**Required work:** Among the lines listed below, count those that include the string "screenshot", and state only the count.

**Supplied data:**

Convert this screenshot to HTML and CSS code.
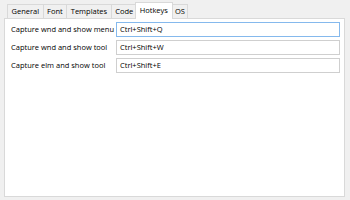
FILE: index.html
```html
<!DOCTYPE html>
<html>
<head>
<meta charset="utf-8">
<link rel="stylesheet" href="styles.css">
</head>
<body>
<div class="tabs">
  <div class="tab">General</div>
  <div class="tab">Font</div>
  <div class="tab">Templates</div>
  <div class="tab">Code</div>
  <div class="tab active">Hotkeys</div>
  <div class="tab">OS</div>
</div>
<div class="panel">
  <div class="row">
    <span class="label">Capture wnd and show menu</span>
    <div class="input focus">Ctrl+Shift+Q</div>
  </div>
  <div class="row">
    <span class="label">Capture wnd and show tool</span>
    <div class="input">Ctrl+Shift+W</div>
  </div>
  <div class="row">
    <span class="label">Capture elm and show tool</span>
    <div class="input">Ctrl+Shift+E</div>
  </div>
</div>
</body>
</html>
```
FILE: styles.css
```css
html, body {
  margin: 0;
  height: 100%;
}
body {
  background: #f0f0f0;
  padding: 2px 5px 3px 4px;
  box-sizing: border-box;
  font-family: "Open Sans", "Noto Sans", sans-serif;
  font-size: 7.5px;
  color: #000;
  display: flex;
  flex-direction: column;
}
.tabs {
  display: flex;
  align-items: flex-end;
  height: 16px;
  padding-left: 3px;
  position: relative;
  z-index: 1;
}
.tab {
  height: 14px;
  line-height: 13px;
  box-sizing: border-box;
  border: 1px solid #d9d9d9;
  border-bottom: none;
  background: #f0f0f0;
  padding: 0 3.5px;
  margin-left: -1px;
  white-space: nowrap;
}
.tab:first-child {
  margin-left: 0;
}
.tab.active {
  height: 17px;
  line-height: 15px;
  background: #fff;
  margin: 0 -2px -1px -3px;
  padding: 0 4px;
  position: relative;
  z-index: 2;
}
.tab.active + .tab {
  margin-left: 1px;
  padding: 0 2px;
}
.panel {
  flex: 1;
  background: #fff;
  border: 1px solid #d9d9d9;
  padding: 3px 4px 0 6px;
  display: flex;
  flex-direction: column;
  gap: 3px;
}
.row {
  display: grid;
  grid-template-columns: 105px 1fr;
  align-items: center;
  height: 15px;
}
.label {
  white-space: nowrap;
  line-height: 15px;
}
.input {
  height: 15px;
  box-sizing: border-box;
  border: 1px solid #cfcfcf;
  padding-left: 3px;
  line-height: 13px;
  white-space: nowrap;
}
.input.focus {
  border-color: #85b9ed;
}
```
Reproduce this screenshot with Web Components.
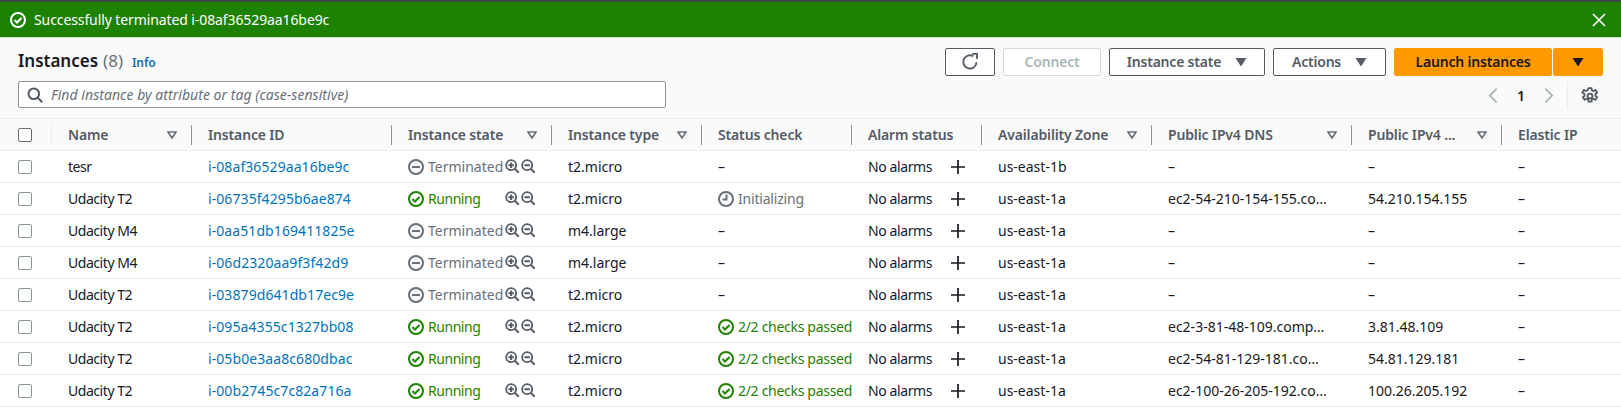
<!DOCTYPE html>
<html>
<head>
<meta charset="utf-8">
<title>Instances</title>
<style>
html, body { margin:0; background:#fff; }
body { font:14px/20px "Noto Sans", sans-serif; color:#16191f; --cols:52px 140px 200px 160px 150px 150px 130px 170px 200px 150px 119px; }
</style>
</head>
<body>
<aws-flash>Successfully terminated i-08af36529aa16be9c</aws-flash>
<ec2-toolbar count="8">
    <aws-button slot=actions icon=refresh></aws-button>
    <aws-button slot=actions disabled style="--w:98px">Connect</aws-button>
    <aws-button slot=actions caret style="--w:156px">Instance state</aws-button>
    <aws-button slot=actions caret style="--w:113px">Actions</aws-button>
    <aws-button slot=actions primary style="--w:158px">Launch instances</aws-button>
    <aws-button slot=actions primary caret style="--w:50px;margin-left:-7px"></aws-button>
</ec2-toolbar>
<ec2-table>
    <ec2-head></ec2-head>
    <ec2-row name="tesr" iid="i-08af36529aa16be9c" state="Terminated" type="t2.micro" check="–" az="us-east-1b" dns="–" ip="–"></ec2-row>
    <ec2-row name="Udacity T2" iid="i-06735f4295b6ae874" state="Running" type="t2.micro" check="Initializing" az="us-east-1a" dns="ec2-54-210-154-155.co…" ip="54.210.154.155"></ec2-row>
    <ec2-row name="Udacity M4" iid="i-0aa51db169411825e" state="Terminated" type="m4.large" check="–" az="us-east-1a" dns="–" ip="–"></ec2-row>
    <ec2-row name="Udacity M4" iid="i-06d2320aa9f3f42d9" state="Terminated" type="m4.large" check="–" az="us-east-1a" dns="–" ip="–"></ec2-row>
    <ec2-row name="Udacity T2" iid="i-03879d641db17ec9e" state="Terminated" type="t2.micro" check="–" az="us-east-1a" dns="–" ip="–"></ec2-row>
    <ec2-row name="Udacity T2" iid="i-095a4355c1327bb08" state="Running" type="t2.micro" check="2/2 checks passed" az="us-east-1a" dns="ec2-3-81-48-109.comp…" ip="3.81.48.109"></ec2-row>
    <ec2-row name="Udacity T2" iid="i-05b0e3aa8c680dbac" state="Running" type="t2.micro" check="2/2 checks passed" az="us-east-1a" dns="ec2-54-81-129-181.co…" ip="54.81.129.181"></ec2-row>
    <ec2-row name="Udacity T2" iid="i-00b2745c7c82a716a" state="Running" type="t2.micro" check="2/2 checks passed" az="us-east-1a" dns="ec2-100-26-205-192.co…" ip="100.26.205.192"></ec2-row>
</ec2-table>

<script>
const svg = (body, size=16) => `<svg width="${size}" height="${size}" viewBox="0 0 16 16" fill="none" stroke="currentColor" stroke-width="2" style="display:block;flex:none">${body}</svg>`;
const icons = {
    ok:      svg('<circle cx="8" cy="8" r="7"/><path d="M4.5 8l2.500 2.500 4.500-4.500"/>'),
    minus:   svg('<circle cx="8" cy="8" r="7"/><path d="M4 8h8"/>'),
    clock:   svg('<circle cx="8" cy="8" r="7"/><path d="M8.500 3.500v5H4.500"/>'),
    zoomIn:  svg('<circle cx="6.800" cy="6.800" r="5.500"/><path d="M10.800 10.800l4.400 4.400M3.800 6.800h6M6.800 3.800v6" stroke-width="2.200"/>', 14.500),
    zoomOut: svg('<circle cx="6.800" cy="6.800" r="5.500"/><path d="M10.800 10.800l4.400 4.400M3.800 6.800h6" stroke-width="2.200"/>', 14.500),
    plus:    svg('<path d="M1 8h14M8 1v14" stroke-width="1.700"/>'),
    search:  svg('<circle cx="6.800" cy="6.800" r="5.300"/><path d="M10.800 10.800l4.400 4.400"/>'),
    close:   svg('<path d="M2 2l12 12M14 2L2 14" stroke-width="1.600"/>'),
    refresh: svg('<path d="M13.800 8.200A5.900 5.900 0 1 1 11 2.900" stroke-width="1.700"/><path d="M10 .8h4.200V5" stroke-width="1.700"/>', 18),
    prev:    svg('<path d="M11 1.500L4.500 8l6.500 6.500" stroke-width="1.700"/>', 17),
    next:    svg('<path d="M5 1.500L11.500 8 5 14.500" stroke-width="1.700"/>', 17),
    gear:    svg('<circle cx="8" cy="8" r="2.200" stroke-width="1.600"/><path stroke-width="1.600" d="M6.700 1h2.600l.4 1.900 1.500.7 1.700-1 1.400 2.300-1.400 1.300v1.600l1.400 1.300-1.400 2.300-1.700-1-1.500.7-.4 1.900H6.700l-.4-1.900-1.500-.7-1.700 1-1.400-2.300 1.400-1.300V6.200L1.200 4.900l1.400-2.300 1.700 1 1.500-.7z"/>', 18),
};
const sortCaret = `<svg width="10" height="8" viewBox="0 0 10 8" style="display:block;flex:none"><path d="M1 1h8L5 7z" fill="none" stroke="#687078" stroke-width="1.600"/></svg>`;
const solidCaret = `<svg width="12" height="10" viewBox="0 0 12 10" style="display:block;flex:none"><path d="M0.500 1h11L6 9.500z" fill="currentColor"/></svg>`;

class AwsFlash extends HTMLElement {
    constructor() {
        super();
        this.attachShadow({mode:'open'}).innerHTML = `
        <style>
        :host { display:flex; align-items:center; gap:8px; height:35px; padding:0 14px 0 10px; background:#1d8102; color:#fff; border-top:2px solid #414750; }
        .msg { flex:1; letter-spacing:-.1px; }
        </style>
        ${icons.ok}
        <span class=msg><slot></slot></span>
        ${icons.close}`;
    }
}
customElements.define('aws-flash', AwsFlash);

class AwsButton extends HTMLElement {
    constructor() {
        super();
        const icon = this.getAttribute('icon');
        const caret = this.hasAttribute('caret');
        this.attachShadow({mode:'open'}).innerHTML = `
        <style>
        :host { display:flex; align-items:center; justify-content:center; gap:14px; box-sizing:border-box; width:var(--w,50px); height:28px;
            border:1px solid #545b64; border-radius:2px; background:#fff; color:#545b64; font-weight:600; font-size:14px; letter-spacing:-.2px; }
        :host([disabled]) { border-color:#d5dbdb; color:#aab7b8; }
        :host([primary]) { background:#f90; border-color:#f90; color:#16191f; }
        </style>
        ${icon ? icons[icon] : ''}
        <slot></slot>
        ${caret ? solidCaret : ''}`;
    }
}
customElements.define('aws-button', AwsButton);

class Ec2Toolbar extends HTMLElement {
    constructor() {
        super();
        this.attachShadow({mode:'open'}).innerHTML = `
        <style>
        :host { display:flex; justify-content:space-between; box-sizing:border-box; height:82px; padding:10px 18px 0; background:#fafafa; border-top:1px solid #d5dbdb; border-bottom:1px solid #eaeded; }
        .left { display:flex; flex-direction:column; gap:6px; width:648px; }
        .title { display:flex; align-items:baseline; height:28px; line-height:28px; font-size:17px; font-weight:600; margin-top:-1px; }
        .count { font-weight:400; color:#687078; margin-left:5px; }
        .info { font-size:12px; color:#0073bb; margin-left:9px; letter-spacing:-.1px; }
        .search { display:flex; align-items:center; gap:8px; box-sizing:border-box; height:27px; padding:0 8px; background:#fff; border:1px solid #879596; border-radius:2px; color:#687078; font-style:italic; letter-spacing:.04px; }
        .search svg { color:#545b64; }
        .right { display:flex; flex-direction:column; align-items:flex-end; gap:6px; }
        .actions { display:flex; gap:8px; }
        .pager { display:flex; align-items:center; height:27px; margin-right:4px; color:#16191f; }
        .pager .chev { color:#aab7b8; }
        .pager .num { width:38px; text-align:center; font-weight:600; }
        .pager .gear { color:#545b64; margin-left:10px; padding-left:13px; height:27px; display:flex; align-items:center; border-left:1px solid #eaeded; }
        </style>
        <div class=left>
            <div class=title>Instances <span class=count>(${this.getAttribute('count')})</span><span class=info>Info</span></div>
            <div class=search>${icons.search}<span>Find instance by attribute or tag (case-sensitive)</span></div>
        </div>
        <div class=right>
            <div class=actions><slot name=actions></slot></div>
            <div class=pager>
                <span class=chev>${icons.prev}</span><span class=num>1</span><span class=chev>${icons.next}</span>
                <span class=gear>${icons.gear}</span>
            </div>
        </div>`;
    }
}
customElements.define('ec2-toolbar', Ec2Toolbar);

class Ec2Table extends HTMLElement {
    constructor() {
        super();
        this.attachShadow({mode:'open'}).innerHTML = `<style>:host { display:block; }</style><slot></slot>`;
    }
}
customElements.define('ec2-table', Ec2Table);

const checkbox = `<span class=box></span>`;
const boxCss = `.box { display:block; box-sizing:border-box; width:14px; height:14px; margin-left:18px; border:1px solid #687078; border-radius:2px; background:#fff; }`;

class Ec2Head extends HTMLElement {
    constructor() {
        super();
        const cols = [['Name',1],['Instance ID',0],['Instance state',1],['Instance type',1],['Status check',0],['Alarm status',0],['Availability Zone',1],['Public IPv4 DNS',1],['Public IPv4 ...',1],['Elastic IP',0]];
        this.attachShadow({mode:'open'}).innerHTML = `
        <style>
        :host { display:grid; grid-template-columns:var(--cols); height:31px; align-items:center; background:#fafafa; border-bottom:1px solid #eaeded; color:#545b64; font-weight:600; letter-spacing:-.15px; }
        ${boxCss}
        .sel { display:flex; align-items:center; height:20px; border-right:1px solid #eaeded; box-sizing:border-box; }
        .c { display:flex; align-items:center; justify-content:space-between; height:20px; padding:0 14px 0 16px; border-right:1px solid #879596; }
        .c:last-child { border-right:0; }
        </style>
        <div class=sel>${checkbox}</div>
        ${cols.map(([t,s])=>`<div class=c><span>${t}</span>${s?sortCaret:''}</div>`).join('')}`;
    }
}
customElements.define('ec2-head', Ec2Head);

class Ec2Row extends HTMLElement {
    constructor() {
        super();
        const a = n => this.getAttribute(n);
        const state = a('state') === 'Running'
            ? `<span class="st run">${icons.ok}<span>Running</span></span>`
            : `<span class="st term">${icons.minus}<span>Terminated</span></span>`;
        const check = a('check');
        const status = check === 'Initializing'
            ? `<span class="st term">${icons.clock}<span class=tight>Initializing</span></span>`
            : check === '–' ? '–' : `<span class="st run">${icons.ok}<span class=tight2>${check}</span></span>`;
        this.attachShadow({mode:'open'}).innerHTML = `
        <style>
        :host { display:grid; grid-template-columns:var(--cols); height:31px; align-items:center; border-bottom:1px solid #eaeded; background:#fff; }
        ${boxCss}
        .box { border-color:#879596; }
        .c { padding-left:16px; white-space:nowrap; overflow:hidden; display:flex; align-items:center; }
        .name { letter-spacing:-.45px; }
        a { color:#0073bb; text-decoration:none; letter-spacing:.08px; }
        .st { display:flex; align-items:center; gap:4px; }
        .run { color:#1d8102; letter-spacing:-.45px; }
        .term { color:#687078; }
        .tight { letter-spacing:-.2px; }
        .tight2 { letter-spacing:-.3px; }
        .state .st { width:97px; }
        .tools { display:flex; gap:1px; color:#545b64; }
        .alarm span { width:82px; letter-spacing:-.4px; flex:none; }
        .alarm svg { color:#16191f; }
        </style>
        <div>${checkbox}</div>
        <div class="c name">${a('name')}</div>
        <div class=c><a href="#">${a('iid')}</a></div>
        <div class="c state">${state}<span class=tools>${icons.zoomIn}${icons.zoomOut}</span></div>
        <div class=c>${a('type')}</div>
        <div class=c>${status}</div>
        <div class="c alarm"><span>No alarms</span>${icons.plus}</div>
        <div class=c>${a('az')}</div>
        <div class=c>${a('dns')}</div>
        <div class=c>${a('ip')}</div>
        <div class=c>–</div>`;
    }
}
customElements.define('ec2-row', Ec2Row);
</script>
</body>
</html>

**Answer below:** 2